Look at the data below and print exactly the lines from its first line through the line with "<HeadCell>参数</HeadCell>"; the pictures stay out of the copy.

[START OF MATERIAL]

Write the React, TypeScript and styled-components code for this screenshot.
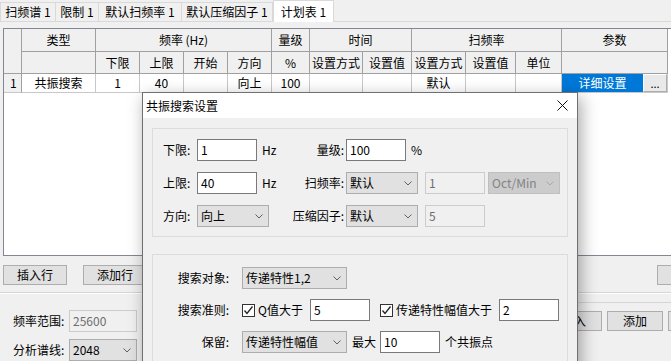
import React from 'react';
import styled, { createGlobalStyle } from 'styled-components';

const GlobalStyle = createGlobalStyle`
  html, body {
    margin: 0;
    padding: 0;
  }
  body {
    font-family: "Noto Sans CJK SC", "Liberation Sans", sans-serif;
    font-size: 12px;
    line-height: 16px;
    color: #000;
    background: #f0f0f0;
  }
`;

const GRID_COLS = [18, 74, 44, 44, 44, 44, 38, 53, 49, 54, 50, 46, 106];

const Chevron: React.FC<{ color?: string }> = ({ color = '#606060' }) => (
  <svg width="8" height="5" viewBox="0 0 8 5">
    <path d="M0.5 0.5 L4 4 L7.5 0.5" fill="none" stroke={color} strokeWidth="1" />
  </svg>
);

const CheckMark: React.FC = () => (
  <CheckBox>
    <svg width="11" height="11" viewBox="0 0 11 11">
      <path d="M1.5 5.5 L4 8.5 L9.5 1.5" fill="none" stroke="#222" strokeWidth="1.3" />
    </svg>
  </CheckBox>
);

const ComboBox: React.FC<{ w: number; value: string; disabled?: boolean }> = ({ w, value, disabled }) => (
  <Combo $w={w} $disabled={disabled}>
    <span>{value}</span>
    <Chevron color={disabled ? '#a8a8a8' : '#606060'} />
  </Combo>
);

const App: React.FC = () => {
  return (
    <>
      <GlobalStyle />
      <Page>
        <TabStrip>
          <Tab $w={56}>扫频谱 1</Tab>
          <Tab $w={43}>限制 1</Tab>
          <Tab $w={83}>默认扫频率 1</Tab>
          <Tab $w={91}>默认压缩因子 1</Tab>
          <Tab $w={61} $active>计划表 1</Tab>
        </TabStrip>

        <TabPage>
          <GridFrame>
            <PlanGrid>
              <HeadCell $rows={2} />
              <HeadCell>类型</HeadCell>
              <HeadCell $span={4}>频率 (Hz)</HeadCell>
              <HeadCell>量级</HeadCell>
              <HeadCell $span={2}>时间</HeadCell>
              <HeadCell $span={3}>扫频率</HeadCell>
              <HeadCell>参数</HeadCell>

              <HeadCell />
              <HeadCell>下限</HeadCell>
              <HeadCell>上限</HeadCell>
              <HeadCell>开始</HeadCell>
              <HeadCell>方向</HeadCell>
              <HeadCell>%</HeadCell>
              <HeadCell>设置方式</HeadCell>
              <HeadCell>设置值</HeadCell>
              <HeadCell>设置方式</HeadCell>
              <HeadCell>设置值</HeadCell>
              <HeadCell>单位</HeadCell>
              <HeadCell />

              <RowHead>1</RowHead>
              <Cell>共振搜索</Cell>
              <Cell>1</Cell>
              <Cell>40</Cell>
              <Cell />
              <Cell>向上</Cell>
              <Cell>100</Cell>
              <Cell />
              <Cell />
              <Cell>默认</Cell>
              <Cell />
              <Cell />
              <ParamCell>
                <SelectedValue>详细设置</SelectedValue>
                <DotsButton>...</DotsButton>
              </ParamCell>
            </PlanGrid>
          </GridFrame>

          <ButtonRow>
            <Button $w={64}>插入行</Button>
            <Button $w={64} $ml={16}>添加行</Button>
            <Button $w={64} $ml={510}>插入</Button>
          </ButtonRow>
        </TabPage>

        <Separator />

        <BottomArea>
          <SpectrumForm>
            <FormRow>
              <FormLabel>频率范围:</FormLabel>
              <TextBox $w={68} disabled defaultValue="25600" />
            </FormRow>
            <FormRow>
              <FormLabel>分析谱线:</FormLabel>
              <ComboBox w={68} value="2048" />
            </FormRow>
          </SpectrumForm>
          <ActionPane>
            <Button $w={56}>插入</Button>
            <Button $w={56} $ml={5}>添加</Button>
            <Button $w={56} $ml={5}>删除</Button>
          </ActionPane>
        </BottomArea>

        <Dialog>
          <TitleBar>
            <TitleText>共振搜索设置</TitleText>
            <svg width="11" height="11" viewBox="0 0 11 11">
              <path d="M0.5 0.5 L10.5 10.5 M10.5 0.5 L0.5 10.5" stroke="#111" strokeWidth="1" />
            </svg>
          </TitleBar>

          <DialogBody>
            <GroupBox $h={109} $pt={10}>
              <ParamGrid>
                <FieldLabel>下限:</FieldLabel>
                <ControlCell>
                  <TextBox $w={60} defaultValue="1" />
                  <Unit>Hz</Unit>
                </ControlCell>
                <FieldLabel $right>量级:</FieldLabel>
                <ControlCell>
                  <TextBox $w={60} defaultValue="100" />
                  <Unit>%</Unit>
                </ControlCell>
                <span />
                <span />

                <FieldLabel>上限:</FieldLabel>
                <ControlCell>
                  <TextBox $w={60} defaultValue="40" />
                  <Unit>Hz</Unit>
                </ControlCell>
                <FieldLabel $right>扫频率:</FieldLabel>
                <ControlCell>
                  <ComboBox w={72} value="默认" />
                </ControlCell>
                <ControlCell>
                  <TextBox $w={60} disabled defaultValue="1" />
                </ControlCell>
                <ControlCell>
                  <ComboBox w={72} value="Oct/Min" disabled />
                </ControlCell>

                <FieldLabel>方向:</FieldLabel>
                <ControlCell>
                  <ComboBox w={72} value="向上" />
                </ControlCell>
                <FieldLabel $right>压缩因子:</FieldLabel>
                <ControlCell>
                  <ComboBox w={72} value="默认" />
                </ControlCell>
                <ControlCell>
                  <TextBox $w={60} disabled defaultValue="5" />
                </ControlCell>
                <span />
              </ParamGrid>
            </GroupBox>

            <GroupBox $h={130} $pt={12} $mt={17}>
              <SearchGrid>
                <SearchLabel>搜索对象:</SearchLabel>
                <SearchRow>
                  <ComboBox w={105} value="传递特性1,2" />
                </SearchRow>

                <SearchLabel>搜索准则:</SearchLabel>
                <SearchRow>
                  <CheckMark />
                  <CheckText $w={52}>Q值大于</CheckText>
                  <TextBox $w={60} defaultValue="5" />
                  <CheckGap />
                  <CheckMark />
                  <CheckText $w={103}>传递特性幅值大于</CheckText>
                  <TextBox $w={60} defaultValue="2" />
                </SearchRow>

                <SearchLabel>保留:</SearchLabel>
                <SearchRow>
                  <ComboBox w={105} value="传递特性幅值" />
                  <InlineText $w={33}>最大</InlineText>
                  <TextBox $w={60} defaultValue="10" />
                  <InlineText $w={60}>个共振点</InlineText>
                </SearchRow>
              </SearchGrid>
            </GroupBox>
          </DialogBody>
        </Dialog>
      </Page>
    </>
  );
};

// Styled Components
const Page = styled.div`
  position: relative;
  width: 671px;
  height: 361px;
  overflow: hidden;
  background: #f0f0f0;
`;

const TabStrip = styled.div`
  display: flex;
  align-items: flex-end;
  height: 21px;
  border-bottom: 1px solid #d9d9d9;
`;

const Tab = styled.div<{ $w: number; $active?: boolean }>`
  box-sizing: border-box;
  flex: none;
  width: ${(p) => p.$w}px;
  height: ${(p) => (p.$active ? 22 : 19)}px;
  margin-bottom: ${(p) => (p.$active ? -1 : 0)}px;
  display: flex;
  align-items: center;
  justify-content: center;
  white-space: nowrap;
  background: ${(p) => (p.$active ? '#ffffff' : '#f0f0f0')};
  border-top: 1px solid #d9d9d9;
  border-right: 1px solid #d9d9d9;
  border-left: ${(p) => (p.$active ? '1px solid #d9d9d9' : 'none')};
  position: relative;
  z-index: ${(p) => (p.$active ? 1 : 0)};

  &:first-child {
    border-left: 1px solid #d9d9d9;
  }
`;

const TabPage = styled.div`
  padding: 6px 0 0 3px;
`;

const GridFrame = styled.div`
  box-sizing: border-box;
  width: 672px;
  height: 228px;
  border: 1px solid #828790;
  background: #ffffff;
`;

const PlanGrid = styled.div`
  display: grid;
  grid-template-columns: ${GRID_COLS.map((c) => `${c}px`).join(' ')};
  grid-template-rows: 23px 22px 19px;
`;

const HeadCell = styled.div<{ $span?: number; $rows?: number }>`
  grid-column: span ${(p) => p.$span ?? 1};
  grid-row: span ${(p) => p.$rows ?? 1};
  box-sizing: border-box;
  display: flex;
  align-items: center;
  justify-content: center;
  white-space: nowrap;
  background: #f0f0f0;
  border-right: 1px solid #a0a0a0;
  border-bottom: 1px solid #a0a0a0;
`;

const RowHead = styled.div`
  box-sizing: border-box;
  display: flex;
  align-items: center;
  padding-left: 6px;
  background: #f0f0f0;
  border-right: 1px solid #a0a0a0;
  border-bottom: 1px solid #c8c8c8;
`;

const Cell = styled.div`
  box-sizing: border-box;
  display: flex;
  align-items: center;
  justify-content: center;
  white-space: nowrap;
  background: #ffffff;
  border-right: 1px solid #c8c8c8;
  border-bottom: 1px solid #c8c8c8;
`;

const ParamCell = styled.div`
  box-sizing: border-box;
  display: flex;
  border-right: 1px solid #c8c8c8;
  border-bottom: 1px solid #c8c8c8;
`;

const SelectedValue = styled.div`
  width: 81px;
  display: flex;
  align-items: center;
  justify-content: center;
  background: #0078d7;
  color: #ffffff;
`;

const DotsButton = styled.div`
  flex: 1;
  box-sizing: border-box;
  display: flex;
  align-items: center;
  justify-content: center;
  font-size: 11px;
  line-height: 8px;
  background: #e9e9e9;
  border: 1px solid #adadad;
  border-top-color: #ffffff;
  border-left-color: #ffffff;
`;

const ButtonRow = styled.div`
  display: flex;
  padding-top: 9px;
  width: 900px;
`;

const Button = styled.div<{ $w: number; $ml?: number }>`
  box-sizing: border-box;
  flex: none;
  width: ${(p) => p.$w}px;
  height: 20px;
  margin-left: ${(p) => p.$ml ?? 0}px;
  display: flex;
  align-items: center;
  justify-content: center;
  white-space: nowrap;
  background: #e1e1e1;
  border: 1px solid #adadad;
`;

const Separator = styled.div`
  margin-top: 7px;
  height: 1px;
  background: #d5d5d5;
  border-bottom: 1px solid #ffffff;
`;

const BottomArea = styled.div`
  display: flex;
  width: 900px;
`;

const SpectrumForm = styled.div`
  flex: none;
  width: 540px;
  padding: 16px 0 0 13px;
  box-sizing: border-box;
  display: flex;
  flex-direction: column;
  gap: 7px;
`;

const FormRow = styled.div`
  display: flex;
  align-items: center;
`;

const FormLabel = styled.div`
  width: 56px;
  white-space: nowrap;
`;

const ActionPane = styled.div`
  flex: none;
  display: flex;
  margin-top: 8px;
  padding: 8px 0 0 6px;
  border-top: 1px solid #d5d5d5;
`;

const Dialog = styled.div`
  position: absolute;
  left: 142px;
  top: 92px;
  width: 436px;
  height: 290px;
  box-sizing: border-box;
  border: 1px solid #707070;
  background: #f0f0f0;
  box-shadow: 3px 5px 16px rgba(0, 0, 0, 0.35);
`;

const TitleBar = styled.div`
  height: 25px;
  display: flex;
  align-items: center;
  justify-content: space-between;
  padding: 0 9px 0 3px;
  background: #ffffff;
`;

const TitleText = styled.div`
  white-space: nowrap;
`;

const DialogBody = styled.div`
  padding: 10px 9px 0 9px;
`;

const GroupBox = styled.div<{ $h: number; $pt: number; $mt?: number }>`
  box-sizing: border-box;
  height: ${(p) => p.$h}px;
  margin-top: ${(p) => p.$mt ?? 0}px;
  padding-top: ${(p) => p.$pt}px;
  border: 1px solid #dcdcdc;
`;

const ParamGrid = styled.div`
  display: grid;
  grid-template-columns: 34px 88px 61px 79px 63px 72px;
  grid-auto-rows: 22px;
  row-gap: 11px;
  padding-left: 10px;
`;

const FieldLabel = styled.div<{ $right?: boolean }>`
  display: flex;
  align-items: center;
  justify-content: ${(p) => (p.$right ? 'flex-end' : 'flex-start')};
  padding-right: ${(p) => (p.$right ? 2 : 0)}px;
  white-space: nowrap;
`;

const ControlCell = styled.div`
  display: flex;
  align-items: center;
  gap: 5px;
`;

const Unit = styled.span`
  white-space: nowrap;
  margin-top: -1px;
`;

const TextBox = styled.input.attrs({ readOnly: true })<{ $w: number }>`
  box-sizing: border-box;
  flex: none;
  width: ${(p) => p.$w}px;
  height: 22px;
  margin: 0;
  padding: 0 3px 2px;
  font: inherit;
  color: #000;
  background: #ffffff;
  border: 1px solid #7a7a7a;
  border-radius: 0;
  outline: none;

  &:disabled {
    color: #6d6d6d;
    background: #f0f0f0;
    border-color: #cccccc;
  }
`;

const Combo = styled.div<{ $w: number; $disabled?: boolean }>`
  box-sizing: border-box;
  flex: none;
  width: ${(p) => p.$w}px;
  height: 22px;
  display: flex;
  align-items: center;
  justify-content: space-between;
  padding: 0 5px 0 3px;
  white-space: nowrap;
  color: ${(p) => (p.$disabled ? '#838383' : '#000')};
  background: ${(p) => (p.$disabled ? '#cccccc' : '#e1e1e1')};
  border: 1px solid ${(p) => (p.$disabled ? '#bfbfbf' : '#adadad')};
`;

const SearchGrid = styled.div`
  display: grid;
  grid-template-columns: 89px 1fr;
  grid-auto-rows: 22px;
  row-gap: 10px;
`;

const SearchLabel = styled.div`
  display: flex;
  align-items: center;
  justify-content: flex-end;
  padding-right: 13px;
  white-space: nowrap;
`;

const SearchRow = styled.div`
  display: flex;
  align-items: center;
`;

const CheckBox = styled.div`
  box-sizing: border-box;
  flex: none;
  width: 13px;
  height: 13px;
  display: flex;
  align-items: center;
  justify-content: center;
  background: #ffffff;
  border: 1px solid #333333;
`;

const CheckText = styled.span<{ $w: number }>`
  flex: none;
  width: ${(p) => p.$w}px;
  margin-left: 3px;
  white-space: nowrap;
`;

const CheckGap = styled.span`
  width: 10px;
  flex: none;
`;

const InlineText = styled.span<{ $w: number }>`
  flex: none;
  width: ${(p) => p.$w}px;
  padding-left: 5px;
  box-sizing: border-box;
  white-space: nowrap;
`;

export default App;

[END OF MATERIAL]

◆ **RESPONSE TO THIS TASK**:
Write the React, TypeScript and styled-components code for this screenshot.
import React from 'react';
import styled, { createGlobalStyle } from 'styled-components';

const GlobalStyle = createGlobalStyle`
  html, body {
    margin: 0;
    padding: 0;
  }
  body {
    font-family: "Noto Sans CJK SC", "Liberation Sans", sans-serif;
    font-size: 12px;
    line-height: 16px;
    color: #000;
    background: #f0f0f0;
  }
`;

const GRID_COLS = [18, 74, 44, 44, 44, 44, 38, 53, 49, 54, 50, 46, 106];

const Chevron: React.FC<{ color?: string }> = ({ color = '#606060' }) => (
  <svg width="8" height="5" viewBox="0 0 8 5">
    <path d="M0.5 0.5 L4 4 L7.5 0.5" fill="none" stroke={color} strokeWidth="1" />
  </svg>
);

const CheckMark: React.FC = () => (
  <CheckBox>
    <svg width="11" height="11" viewBox="0 0 11 11">
      <path d="M1.5 5.5 L4 8.5 L9.5 1.5" fill="none" stroke="#222" strokeWidth="1.3" />
    </svg>
  </CheckBox>
);

const ComboBox: React.FC<{ w: number; value: string; disabled?: boolean }> = ({ w, value, disabled }) => (
  <Combo $w={w} $disabled={disabled}>
    <span>{value}</span>
    <Chevron color={disabled ? '#a8a8a8' : '#606060'} />
  </Combo>
);

const App: React.FC = () => {
  return (
    <>
      <GlobalStyle />
      <Page>
        <TabStrip>
          <Tab $w={56}>扫频谱 1</Tab>
          <Tab $w={43}>限制 1</Tab>
          <Tab $w={83}>默认扫频率 1</Tab>
          <Tab $w={91}>默认压缩因子 1</Tab>
          <Tab $w={61} $active>计划表 1</Tab>
        </TabStrip>

        <TabPage>
          <GridFrame>
            <PlanGrid>
              <HeadCell $rows={2} />
              <HeadCell>类型</HeadCell>
              <HeadCell $span={4}>频率 (Hz)</HeadCell>
              <HeadCell>量级</HeadCell>
              <HeadCell $span={2}>时间</HeadCell>
              <HeadCell $span={3}>扫频率</HeadCell>
              <HeadCell>参数</HeadCell>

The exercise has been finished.